Da ormai una settimana all’interno delle sacre mura, in quel piccolo Stato che monsignor Paul Marcinkus chiamava “un villaggio di lavandaie”, non si parla d’altro. L’indiscrezione che ha provocato un terremoto in Vaticano e nel cattolicesimo anglosassone è stata pubblicata lunedì mattina da Riccardo Cascioli su La Nuova Bussola Quotidiana: il Papa ha deciso di togliere al cardinale Raymond Leo Burke del cosiddetto piatto cardinalizio e l’appartamento a Roma.
L’annuncio
Francesco lo ha annunciato nel corso di una riunione dei capi dicastero. Una circostanza confermata dal Papa stesso al suo amico Austen Ivereigh. Bergoglio ha inviato un chiarimento al giornalista britannico sostenendo di non aver “usato la parola ‘nemico’ né il pronome ‘mio'” per motivare la decisione ma confermando di aver “semplicemente annunciato il fatto nella riunione dei capi dicastero, senza dare spiegazioni specifiche”. Quindi, nessuna motivazione per un provvedimento durissimo preso ad personam nei confronti di un cardinale senza macchia nel suo curriculum, ma che negli ultimi undici anni è stato il frontman di chi vive a disagio le aperture dottrinali di Francesco. Il Pontefice argentino ha più volte esortato i malpancisti nella Chiesa a fargli le critiche in faccia “perché è così che si cresce”. Non si può certo obiettare a Burke di non averlo fatto: lo statunitense è stato firmatario dei dubia del 2016 su Amoris Laetitia e pochi mesi fa di quelli sul Sinodo. “La critica deve essere resa pubblica, perché ha da fare con il bene comune nella Chiesa e nel mondo”, ha detto una volta il cardinale in un’intervista alla Nuova Bussola in coerenza con quanto affermato in numerosi interventi su articoli, convegni, conferenze e seminari.
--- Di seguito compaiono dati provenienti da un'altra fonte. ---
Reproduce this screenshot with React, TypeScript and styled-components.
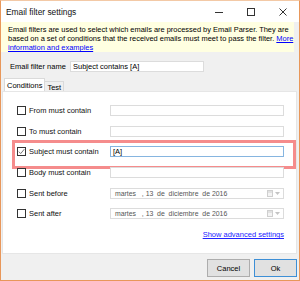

Nonostante ciò, dal momento che oltre all’insofferenza per la linea dell’attuale pontificato non c’è altro a gravare sulla testa dell’uomo che Benedetto XVI volle alla guida del Supremo tribunale della Segnatura apostolica, Francesco ha scelto di privarlo dello stipendio e della casa a 75 anni.
La punizione
La decisione del Papa è maturata mentre il cardinale Raymond Leo Burke si trovava negli Stati Uniti dove trascorre una parte consistente dell’anno nel Wisconsin, presso il santuario Shrine of Our Lady of Guadalupe a La Crosse. Il ritorno del porporato a Roma è atteso per metà dicembre. Compiuti i 75 anni e perso il ruolo solamente formale di patrono dello Smom dalla scorsa estate, Burke aveva messo in conto di passare ancora più tempo negli Stati Uniti ma adesso dovrà rinunciare alla casa romana a pochi passi da piazza San Pietro e nella quale campeggia il ritratto di Francesco. Nonostante sia stato sin dall’inizio del pontificato presentato come un nemico del Papa, infatti, il cardinale statunitense non si è mai considerato tale. Chi scrive ricorda la sua faccia sofferente nel vedere una copertina del 2017 della rivista Fq MillenniuM che ritraeva Francesco trafitto dalle frecce come San Sebastiano. La presunta opposizione del porporato americano non è di carattere personale, ma indirizzata agli orientamenti prevalenti negli ultimi undici anni su morale, liturgia, diritto e accesso ai sacramenti e da lui non condivisi.
Le possibili conseguenze
La punizione riservata a Burke segue di poco la rimozione dalla guida della diocesi di Tyler del vescovo 65enne Joseph Edward Strickland. Queste novità inevitabilmente aumenteranno il malcontento nel cattolicesimo già critico con le innovazioni di Bergoglio e polarizzeranno ancora di più le posizioni nella Chiesa. Tra i tanti, anche all’interno del Collegio, insofferenti per le decisioni muscolari del Papa potrebbe crescere la paura di parlare e di esercitare quello che lo stesso Francesco ha definito “un diritto umano”: ovvero esprimere critiche in pubblico. Rimane il dubbio se un provvedimento grave e ad hoc come quello annunciato nella riunione dei capi dicastero possa rimanere senza “spiegazioni specifiche”, come ha detto il Papa ad Ivereigh. Le chiederà al Papa il cardinale decano, il bresciano Giovanni Battista Re, a cui spetta – come ricordato nel 2019 in un motu proprio dal Pontefice regnante – una “fraterna e proficua presidenza di primazialità inter pares” nel Collegio?